By Mark Kolakowski, About.com

Financial Advisor Pay Overview: Financial advisor pay typically follows one of three methods:

  • Commissions
  • Assets
  • Salary plus bonus

Commissions: Financial advisor paying based on commissions is the traditional method. This is shorthand for saying that clients are charged a fee, usually called a commission, for each security transaction made, whether to buy or to sell. The financial advisor, in turn, retains a portion of these commissions as compensation, usually through an intermediate process that converts commissions into a metric called production credits.

Financial advisor pay may vary by type of security sold, and typically the percentage he or she retains increases as the total commissions (or production credits) earned during the year increase. This is often referred to as the financial advisor's payout rate. The firm's matrix of payout rates typically is called its payout grid.

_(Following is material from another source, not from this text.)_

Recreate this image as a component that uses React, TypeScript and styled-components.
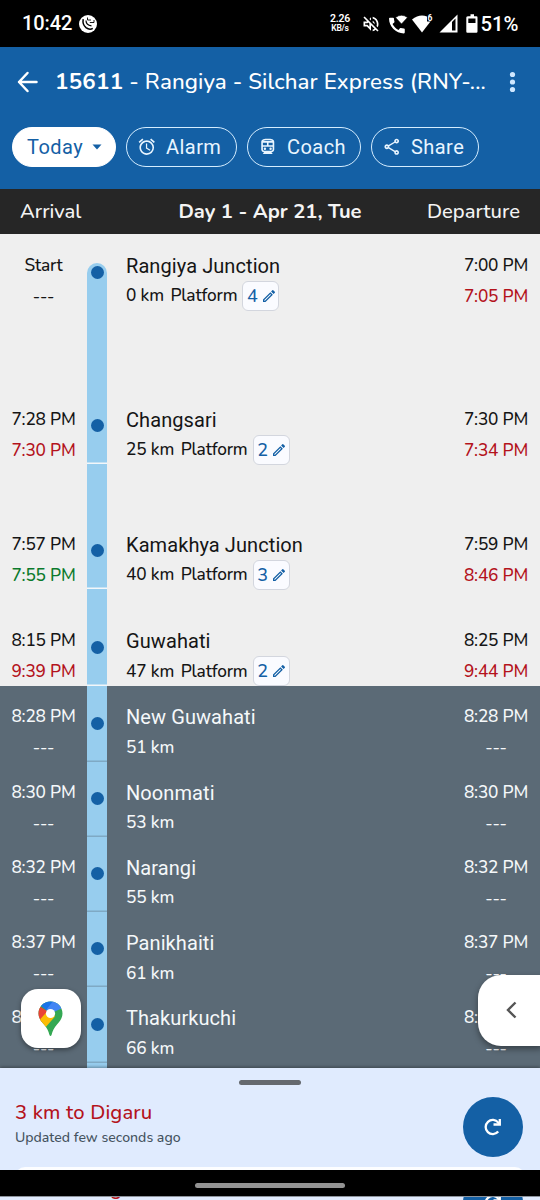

Assets: An alternative method for financial advisor pay is based upon the value of the assets in the client's account. This method, where available, usually is at the client's option. Clients who have more actively traded accounts tend to prefer this method, which will reduce their costs. Moreover, clients who prefer to pay based on assets see it as aligning the financial advisor's interests more closely with their own. That is:

  • The financial advisor does not have an economic interest in excessive trading, called churning an account.
  • The financial advisor, instead, has a direct economic interest in increasing the value of the client's account.

Asset-based fees normally differ based on the category of assets in the account, with cash drawing the lowest (or no) fee, fixed income being charged a higher fee, and equities the highest fee.

Salary and Bonus: Financial advisor pay in discount brokerage firms that offer no advice and simply fill orders for their clients typically is a straight salary with bonuses based on overall firm results. These brokers are financial advisors in a very limited legal sense.

Conflicts of Interest: When financial advisor is on a commission basis, there is a clear conflict of interest, given that pay is linked directly to generating transactions, rather than to investment performance. If financial advisor pay is based on assets, there may have some residual conflicts if thefee varies by asset type. However, such conflicts, overall, are much lower than with a commission-based or transaction-based compensation system.

Financial advisors who are willing to accept lower compensation as the cost of fulfilling their fiduciary responsibilities to clients may nonetheless face pressures from their employer to increase revenues. For example, financial advisors who anticipated the 2007-08 bear market and moved their clients' assets have met with resistance from their short-sighted employers in some cases.

Expenses: Note that financial advisors often are required to cover certain expenses, in entirety or in part, out of their own pay. These expenses may include such things as:

  • Pay and benefits for sales assistants or other support staff
  • Telephone
  • Mailing
  • Supplies
  • Office equipment
  • Internet usage
  • Subscriptions

This list is hardly exhaustive, and the exact items of expense that may be charged to financial advisors vary by firm. Moreover, financial services firms are increasingly likely to raise expense charge backs as an alternative to decreasing rates on the payout grid. This is an indirect method of cutting financial advisor pay.